### The input
==================================================
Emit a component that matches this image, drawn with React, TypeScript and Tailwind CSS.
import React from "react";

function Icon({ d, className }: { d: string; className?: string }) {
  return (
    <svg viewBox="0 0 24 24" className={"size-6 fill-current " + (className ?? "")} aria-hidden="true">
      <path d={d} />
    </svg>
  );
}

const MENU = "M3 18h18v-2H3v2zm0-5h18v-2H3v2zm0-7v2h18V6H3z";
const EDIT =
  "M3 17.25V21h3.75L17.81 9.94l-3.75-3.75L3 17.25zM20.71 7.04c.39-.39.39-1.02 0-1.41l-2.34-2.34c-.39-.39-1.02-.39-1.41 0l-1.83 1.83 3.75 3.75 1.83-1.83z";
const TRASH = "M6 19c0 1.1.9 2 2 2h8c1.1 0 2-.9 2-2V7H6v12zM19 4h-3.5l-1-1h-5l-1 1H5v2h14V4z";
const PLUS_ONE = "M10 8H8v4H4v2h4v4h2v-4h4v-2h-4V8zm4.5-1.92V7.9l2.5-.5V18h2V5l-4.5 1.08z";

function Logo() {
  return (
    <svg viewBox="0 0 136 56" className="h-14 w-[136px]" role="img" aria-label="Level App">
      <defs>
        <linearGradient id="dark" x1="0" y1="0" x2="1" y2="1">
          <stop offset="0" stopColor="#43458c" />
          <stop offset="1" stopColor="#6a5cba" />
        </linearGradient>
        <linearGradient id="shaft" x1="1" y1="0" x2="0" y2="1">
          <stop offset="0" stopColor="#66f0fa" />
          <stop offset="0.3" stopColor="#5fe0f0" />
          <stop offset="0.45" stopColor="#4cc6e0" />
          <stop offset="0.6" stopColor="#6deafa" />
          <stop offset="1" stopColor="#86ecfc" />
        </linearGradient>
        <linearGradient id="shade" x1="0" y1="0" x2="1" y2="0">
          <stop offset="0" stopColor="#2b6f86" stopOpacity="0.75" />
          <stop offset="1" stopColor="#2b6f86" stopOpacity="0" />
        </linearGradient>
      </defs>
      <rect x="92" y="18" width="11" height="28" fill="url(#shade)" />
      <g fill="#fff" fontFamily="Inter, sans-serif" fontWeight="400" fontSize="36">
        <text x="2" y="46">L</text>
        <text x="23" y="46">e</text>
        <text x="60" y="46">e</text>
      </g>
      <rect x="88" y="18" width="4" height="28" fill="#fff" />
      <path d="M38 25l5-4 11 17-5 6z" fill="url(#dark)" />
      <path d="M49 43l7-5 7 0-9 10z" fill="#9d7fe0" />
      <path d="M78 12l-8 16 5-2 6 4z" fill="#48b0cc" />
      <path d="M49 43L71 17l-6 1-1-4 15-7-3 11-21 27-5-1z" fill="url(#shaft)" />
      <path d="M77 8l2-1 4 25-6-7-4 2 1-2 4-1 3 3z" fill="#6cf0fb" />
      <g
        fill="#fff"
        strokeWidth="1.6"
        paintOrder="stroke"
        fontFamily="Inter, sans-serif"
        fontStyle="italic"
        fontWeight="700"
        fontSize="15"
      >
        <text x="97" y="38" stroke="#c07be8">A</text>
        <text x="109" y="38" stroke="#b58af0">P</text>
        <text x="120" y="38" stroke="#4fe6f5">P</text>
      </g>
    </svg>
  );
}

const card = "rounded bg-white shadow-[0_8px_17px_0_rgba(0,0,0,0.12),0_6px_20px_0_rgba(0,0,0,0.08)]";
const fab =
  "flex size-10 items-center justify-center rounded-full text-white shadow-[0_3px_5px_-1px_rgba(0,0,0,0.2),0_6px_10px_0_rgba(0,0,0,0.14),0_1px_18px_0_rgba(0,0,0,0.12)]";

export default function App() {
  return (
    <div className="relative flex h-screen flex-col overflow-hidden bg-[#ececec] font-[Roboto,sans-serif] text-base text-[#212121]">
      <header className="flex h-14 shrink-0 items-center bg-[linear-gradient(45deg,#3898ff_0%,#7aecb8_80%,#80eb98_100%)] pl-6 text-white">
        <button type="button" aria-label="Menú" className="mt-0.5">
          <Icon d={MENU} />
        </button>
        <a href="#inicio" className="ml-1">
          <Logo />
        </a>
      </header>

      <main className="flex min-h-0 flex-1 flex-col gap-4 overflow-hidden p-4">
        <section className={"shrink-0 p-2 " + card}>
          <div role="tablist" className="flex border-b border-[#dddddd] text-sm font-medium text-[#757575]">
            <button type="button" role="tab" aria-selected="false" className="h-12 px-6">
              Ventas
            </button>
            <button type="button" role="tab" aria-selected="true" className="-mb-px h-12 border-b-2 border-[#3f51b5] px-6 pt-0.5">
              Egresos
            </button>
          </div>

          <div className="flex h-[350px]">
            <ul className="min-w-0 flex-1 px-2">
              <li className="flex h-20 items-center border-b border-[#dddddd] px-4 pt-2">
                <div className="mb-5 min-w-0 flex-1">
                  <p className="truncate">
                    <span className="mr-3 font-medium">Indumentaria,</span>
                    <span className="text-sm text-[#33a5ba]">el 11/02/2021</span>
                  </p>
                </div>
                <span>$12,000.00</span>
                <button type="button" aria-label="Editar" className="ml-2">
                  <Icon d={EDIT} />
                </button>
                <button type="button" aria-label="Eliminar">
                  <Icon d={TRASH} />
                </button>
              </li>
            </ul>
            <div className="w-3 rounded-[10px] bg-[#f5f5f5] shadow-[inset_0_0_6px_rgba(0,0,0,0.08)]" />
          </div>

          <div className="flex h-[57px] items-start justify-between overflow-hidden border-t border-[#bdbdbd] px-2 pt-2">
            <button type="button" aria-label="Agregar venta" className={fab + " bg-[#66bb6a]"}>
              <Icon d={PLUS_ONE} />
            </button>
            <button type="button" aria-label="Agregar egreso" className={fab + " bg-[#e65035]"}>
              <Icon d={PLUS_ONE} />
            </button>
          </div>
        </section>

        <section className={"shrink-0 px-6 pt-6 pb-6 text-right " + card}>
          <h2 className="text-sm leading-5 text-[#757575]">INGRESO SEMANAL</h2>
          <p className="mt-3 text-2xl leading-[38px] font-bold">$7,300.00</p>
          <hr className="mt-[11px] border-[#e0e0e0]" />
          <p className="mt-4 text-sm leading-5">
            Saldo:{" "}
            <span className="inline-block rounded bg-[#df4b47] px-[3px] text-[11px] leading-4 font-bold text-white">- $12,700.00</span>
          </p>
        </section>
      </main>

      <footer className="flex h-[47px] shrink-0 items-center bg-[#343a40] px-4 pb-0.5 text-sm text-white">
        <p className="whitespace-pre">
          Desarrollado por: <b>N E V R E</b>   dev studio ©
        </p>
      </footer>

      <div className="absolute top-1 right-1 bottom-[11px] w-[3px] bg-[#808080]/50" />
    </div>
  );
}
==================================================
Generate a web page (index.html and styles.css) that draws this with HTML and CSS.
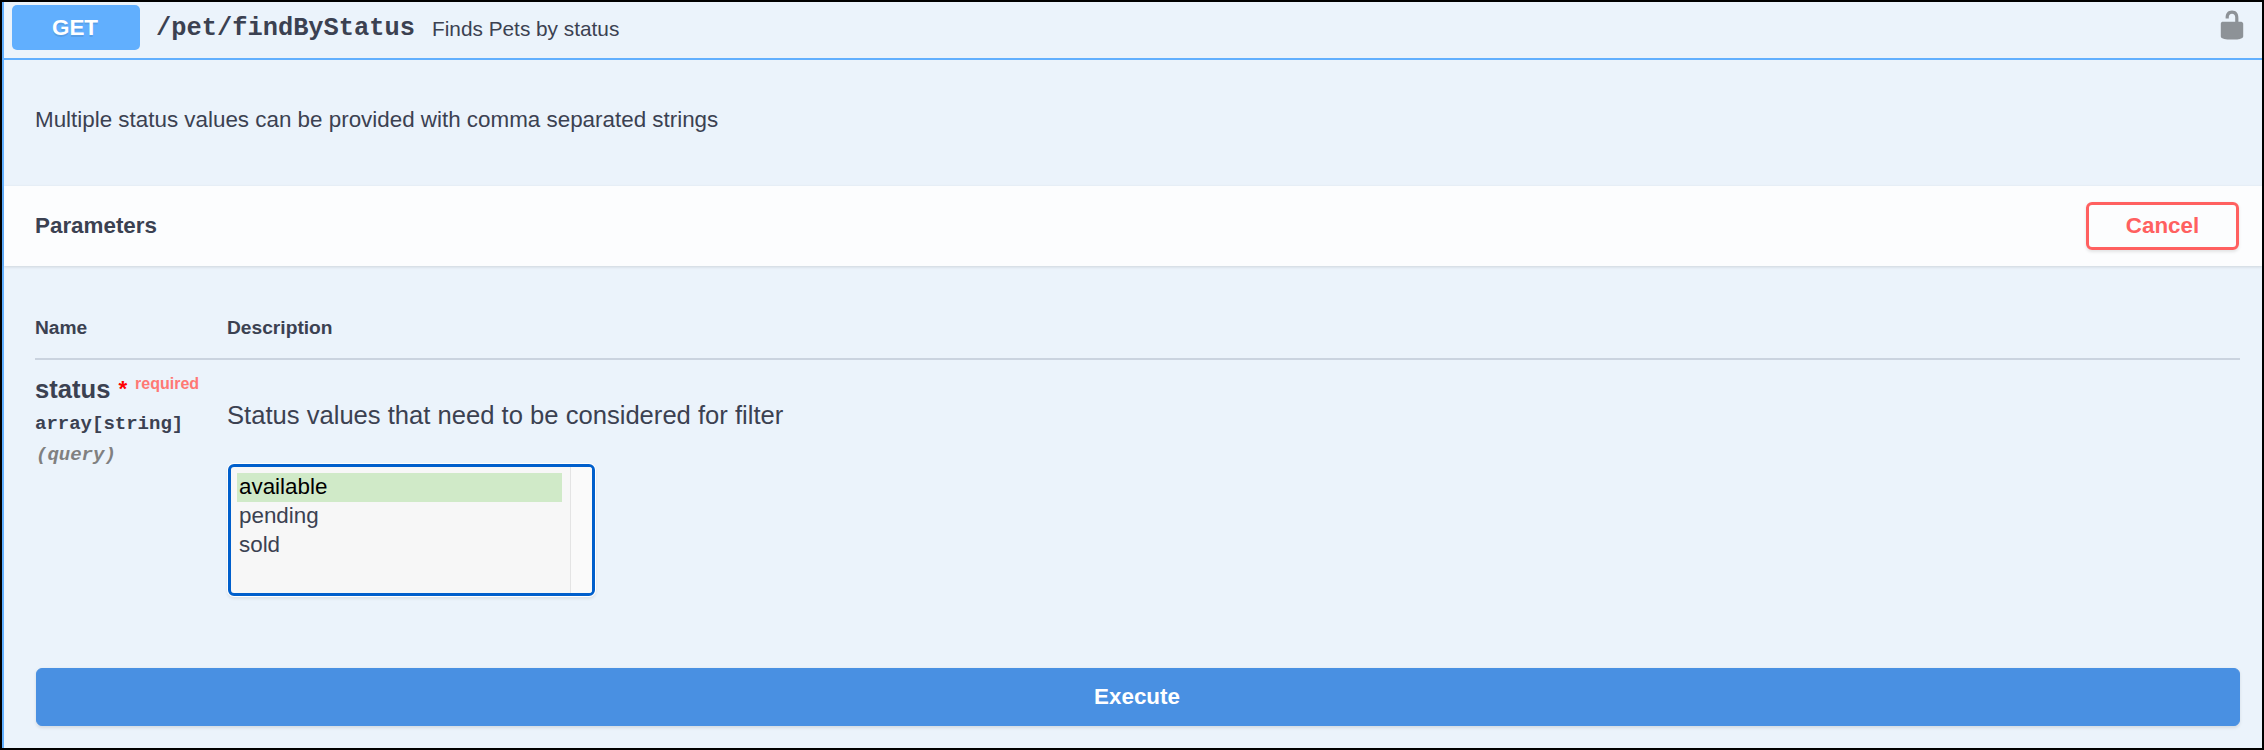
==================================================
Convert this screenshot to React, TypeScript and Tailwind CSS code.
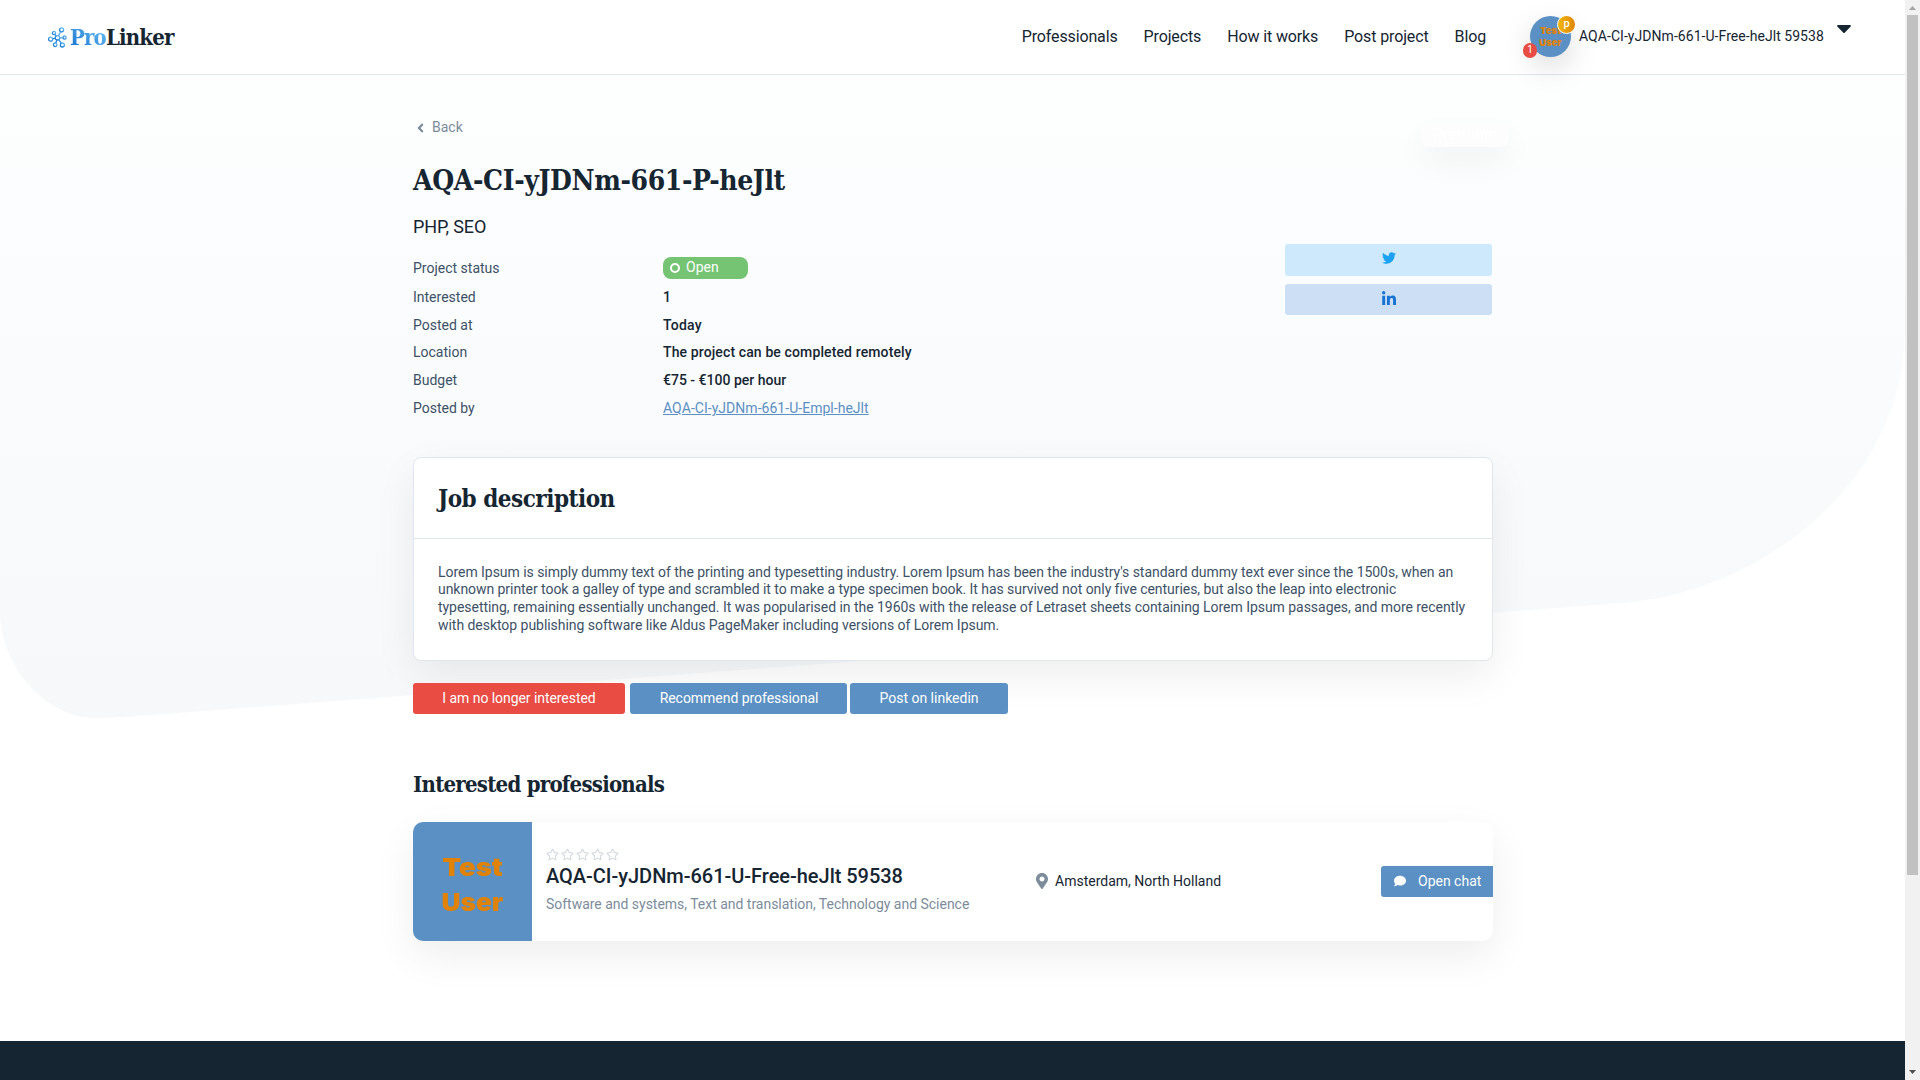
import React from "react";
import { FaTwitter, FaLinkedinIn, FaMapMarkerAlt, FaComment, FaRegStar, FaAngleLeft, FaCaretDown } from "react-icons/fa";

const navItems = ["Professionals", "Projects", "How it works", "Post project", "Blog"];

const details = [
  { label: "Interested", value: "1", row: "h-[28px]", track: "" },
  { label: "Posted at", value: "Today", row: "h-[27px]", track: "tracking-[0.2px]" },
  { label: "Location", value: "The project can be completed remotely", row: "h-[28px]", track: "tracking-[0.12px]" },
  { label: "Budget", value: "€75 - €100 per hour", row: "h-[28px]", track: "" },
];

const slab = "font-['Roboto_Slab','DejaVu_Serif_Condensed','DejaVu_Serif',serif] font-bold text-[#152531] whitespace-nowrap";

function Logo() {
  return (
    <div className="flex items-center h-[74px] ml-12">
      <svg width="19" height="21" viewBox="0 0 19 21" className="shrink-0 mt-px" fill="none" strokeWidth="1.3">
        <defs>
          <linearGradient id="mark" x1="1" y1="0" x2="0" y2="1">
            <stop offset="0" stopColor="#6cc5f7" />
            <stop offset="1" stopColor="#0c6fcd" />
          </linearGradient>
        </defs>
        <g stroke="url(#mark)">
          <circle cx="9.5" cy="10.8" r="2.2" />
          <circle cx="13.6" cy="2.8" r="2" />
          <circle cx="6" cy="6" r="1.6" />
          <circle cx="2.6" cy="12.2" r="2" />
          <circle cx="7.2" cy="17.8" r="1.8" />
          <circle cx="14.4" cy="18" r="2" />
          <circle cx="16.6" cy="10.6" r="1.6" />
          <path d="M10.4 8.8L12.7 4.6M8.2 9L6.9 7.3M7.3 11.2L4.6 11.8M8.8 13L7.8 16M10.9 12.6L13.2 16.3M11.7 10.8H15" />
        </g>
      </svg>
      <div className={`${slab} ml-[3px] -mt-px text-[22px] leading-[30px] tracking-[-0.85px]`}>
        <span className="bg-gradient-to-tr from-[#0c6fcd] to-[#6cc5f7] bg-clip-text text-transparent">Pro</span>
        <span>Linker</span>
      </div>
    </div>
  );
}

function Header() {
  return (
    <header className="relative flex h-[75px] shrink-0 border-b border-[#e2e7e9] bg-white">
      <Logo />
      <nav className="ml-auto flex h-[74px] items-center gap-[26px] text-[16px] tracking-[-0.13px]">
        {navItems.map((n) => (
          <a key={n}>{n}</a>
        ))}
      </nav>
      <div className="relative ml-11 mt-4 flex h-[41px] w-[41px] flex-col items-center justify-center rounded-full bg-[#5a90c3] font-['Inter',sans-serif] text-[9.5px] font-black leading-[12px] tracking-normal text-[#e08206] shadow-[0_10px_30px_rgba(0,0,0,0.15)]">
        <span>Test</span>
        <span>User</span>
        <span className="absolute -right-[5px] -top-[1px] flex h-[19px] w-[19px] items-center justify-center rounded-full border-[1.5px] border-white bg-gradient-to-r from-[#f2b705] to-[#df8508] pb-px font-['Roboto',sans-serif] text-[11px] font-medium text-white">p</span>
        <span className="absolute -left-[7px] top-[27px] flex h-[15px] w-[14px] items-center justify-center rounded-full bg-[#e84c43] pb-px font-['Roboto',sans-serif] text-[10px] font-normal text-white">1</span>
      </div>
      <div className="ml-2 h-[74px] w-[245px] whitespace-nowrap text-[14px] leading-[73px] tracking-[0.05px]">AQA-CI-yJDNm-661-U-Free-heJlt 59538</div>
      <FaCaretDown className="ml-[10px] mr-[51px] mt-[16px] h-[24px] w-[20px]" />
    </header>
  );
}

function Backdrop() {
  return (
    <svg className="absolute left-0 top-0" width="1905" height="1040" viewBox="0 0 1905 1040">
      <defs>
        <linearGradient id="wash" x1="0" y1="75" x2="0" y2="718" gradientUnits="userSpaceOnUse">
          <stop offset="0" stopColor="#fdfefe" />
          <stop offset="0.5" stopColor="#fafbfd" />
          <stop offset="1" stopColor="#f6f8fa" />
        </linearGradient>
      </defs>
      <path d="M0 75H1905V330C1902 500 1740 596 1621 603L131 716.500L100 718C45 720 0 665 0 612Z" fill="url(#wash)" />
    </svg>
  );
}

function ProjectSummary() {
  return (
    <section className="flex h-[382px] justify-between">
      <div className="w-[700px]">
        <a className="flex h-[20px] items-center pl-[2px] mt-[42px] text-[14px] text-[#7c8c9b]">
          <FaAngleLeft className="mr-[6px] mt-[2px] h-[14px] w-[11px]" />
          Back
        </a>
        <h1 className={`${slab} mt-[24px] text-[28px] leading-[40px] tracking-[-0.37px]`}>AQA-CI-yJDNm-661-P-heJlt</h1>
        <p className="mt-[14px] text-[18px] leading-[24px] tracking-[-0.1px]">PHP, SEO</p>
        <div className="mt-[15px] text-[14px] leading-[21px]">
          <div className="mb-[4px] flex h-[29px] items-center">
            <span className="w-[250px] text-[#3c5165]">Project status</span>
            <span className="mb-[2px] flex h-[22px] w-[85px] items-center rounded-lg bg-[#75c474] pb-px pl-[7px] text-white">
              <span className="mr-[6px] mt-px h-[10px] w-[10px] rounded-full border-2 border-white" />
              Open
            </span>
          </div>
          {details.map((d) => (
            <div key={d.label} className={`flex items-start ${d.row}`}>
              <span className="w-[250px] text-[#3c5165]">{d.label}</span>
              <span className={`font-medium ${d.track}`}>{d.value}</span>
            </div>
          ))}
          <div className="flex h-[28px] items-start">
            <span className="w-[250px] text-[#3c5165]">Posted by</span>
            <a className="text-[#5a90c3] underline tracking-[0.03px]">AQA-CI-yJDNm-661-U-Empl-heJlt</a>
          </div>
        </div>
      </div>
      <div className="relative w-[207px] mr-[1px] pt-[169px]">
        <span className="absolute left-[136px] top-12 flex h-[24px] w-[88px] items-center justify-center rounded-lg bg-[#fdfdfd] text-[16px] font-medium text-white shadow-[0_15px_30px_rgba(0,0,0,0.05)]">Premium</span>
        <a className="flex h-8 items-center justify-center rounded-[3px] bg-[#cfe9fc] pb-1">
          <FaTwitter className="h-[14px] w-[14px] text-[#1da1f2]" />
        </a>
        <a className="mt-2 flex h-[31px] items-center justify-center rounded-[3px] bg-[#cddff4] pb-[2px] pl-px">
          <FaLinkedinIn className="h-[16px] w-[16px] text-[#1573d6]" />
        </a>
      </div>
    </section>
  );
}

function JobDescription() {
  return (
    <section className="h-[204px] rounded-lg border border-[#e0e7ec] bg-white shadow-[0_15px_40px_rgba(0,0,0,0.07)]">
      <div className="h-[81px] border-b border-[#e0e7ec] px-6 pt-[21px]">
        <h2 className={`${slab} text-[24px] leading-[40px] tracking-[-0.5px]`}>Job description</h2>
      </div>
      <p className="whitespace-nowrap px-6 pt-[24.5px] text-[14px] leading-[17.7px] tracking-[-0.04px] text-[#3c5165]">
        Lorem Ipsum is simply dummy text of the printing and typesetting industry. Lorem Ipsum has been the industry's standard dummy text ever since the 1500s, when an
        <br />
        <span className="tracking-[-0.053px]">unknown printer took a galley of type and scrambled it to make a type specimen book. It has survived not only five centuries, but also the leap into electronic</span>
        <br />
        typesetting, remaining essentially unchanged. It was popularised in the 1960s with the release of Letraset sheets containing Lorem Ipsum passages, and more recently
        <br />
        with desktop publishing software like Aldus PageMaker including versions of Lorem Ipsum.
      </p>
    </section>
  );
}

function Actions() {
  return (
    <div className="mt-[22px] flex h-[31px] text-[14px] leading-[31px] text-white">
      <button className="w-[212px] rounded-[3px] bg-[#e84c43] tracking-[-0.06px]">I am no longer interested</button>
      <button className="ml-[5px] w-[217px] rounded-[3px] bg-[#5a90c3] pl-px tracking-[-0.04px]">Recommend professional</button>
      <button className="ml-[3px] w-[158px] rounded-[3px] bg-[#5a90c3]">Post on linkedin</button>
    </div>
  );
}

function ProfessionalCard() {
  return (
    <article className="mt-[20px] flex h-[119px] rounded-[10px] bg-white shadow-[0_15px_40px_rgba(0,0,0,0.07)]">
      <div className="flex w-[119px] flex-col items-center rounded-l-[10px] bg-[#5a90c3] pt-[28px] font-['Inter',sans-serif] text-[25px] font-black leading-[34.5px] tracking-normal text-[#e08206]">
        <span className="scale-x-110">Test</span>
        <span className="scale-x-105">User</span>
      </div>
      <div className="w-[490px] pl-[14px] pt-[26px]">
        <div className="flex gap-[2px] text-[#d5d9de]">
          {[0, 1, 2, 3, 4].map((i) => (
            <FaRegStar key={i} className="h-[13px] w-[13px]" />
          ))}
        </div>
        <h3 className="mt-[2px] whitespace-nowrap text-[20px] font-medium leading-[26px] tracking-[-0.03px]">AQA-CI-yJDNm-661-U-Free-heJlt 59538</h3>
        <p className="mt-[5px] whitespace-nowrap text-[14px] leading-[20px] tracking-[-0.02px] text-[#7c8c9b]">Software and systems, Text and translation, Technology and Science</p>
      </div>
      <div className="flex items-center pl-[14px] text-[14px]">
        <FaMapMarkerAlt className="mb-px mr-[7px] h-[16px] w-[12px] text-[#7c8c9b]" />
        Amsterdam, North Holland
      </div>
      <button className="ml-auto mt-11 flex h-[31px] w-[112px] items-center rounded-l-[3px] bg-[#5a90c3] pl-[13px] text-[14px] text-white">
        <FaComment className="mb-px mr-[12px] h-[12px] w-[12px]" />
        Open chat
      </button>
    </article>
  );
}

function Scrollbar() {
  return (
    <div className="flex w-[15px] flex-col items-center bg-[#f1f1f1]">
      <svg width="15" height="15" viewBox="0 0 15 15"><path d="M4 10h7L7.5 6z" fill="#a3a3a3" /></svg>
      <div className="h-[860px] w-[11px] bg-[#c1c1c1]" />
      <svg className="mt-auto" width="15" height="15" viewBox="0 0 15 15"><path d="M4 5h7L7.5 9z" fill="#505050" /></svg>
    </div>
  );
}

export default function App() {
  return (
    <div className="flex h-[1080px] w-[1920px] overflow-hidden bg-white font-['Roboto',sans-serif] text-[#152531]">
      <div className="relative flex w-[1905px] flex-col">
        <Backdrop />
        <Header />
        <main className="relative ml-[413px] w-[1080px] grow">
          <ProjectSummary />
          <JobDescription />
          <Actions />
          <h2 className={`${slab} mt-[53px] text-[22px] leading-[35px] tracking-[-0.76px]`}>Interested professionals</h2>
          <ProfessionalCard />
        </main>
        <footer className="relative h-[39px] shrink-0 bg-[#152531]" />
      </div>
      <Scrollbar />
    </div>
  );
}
==================================================
Look through the entries above; copy each line where the string "with" appears.

### Worked solution
Emit a component that matches this image, drawn with React, TypeScript and Tailwind CSS.
Generate a web page (index.html and styles.css) that draws this with HTML and CSS.
        typesetting, remaining essentially unchanged. It was popularised in the 1960s with the release of Letraset sheets containing Lorem Ipsum passages, and more recently
        with desktop publishing software like Aldus PageMaker including versions of Lorem Ipsum.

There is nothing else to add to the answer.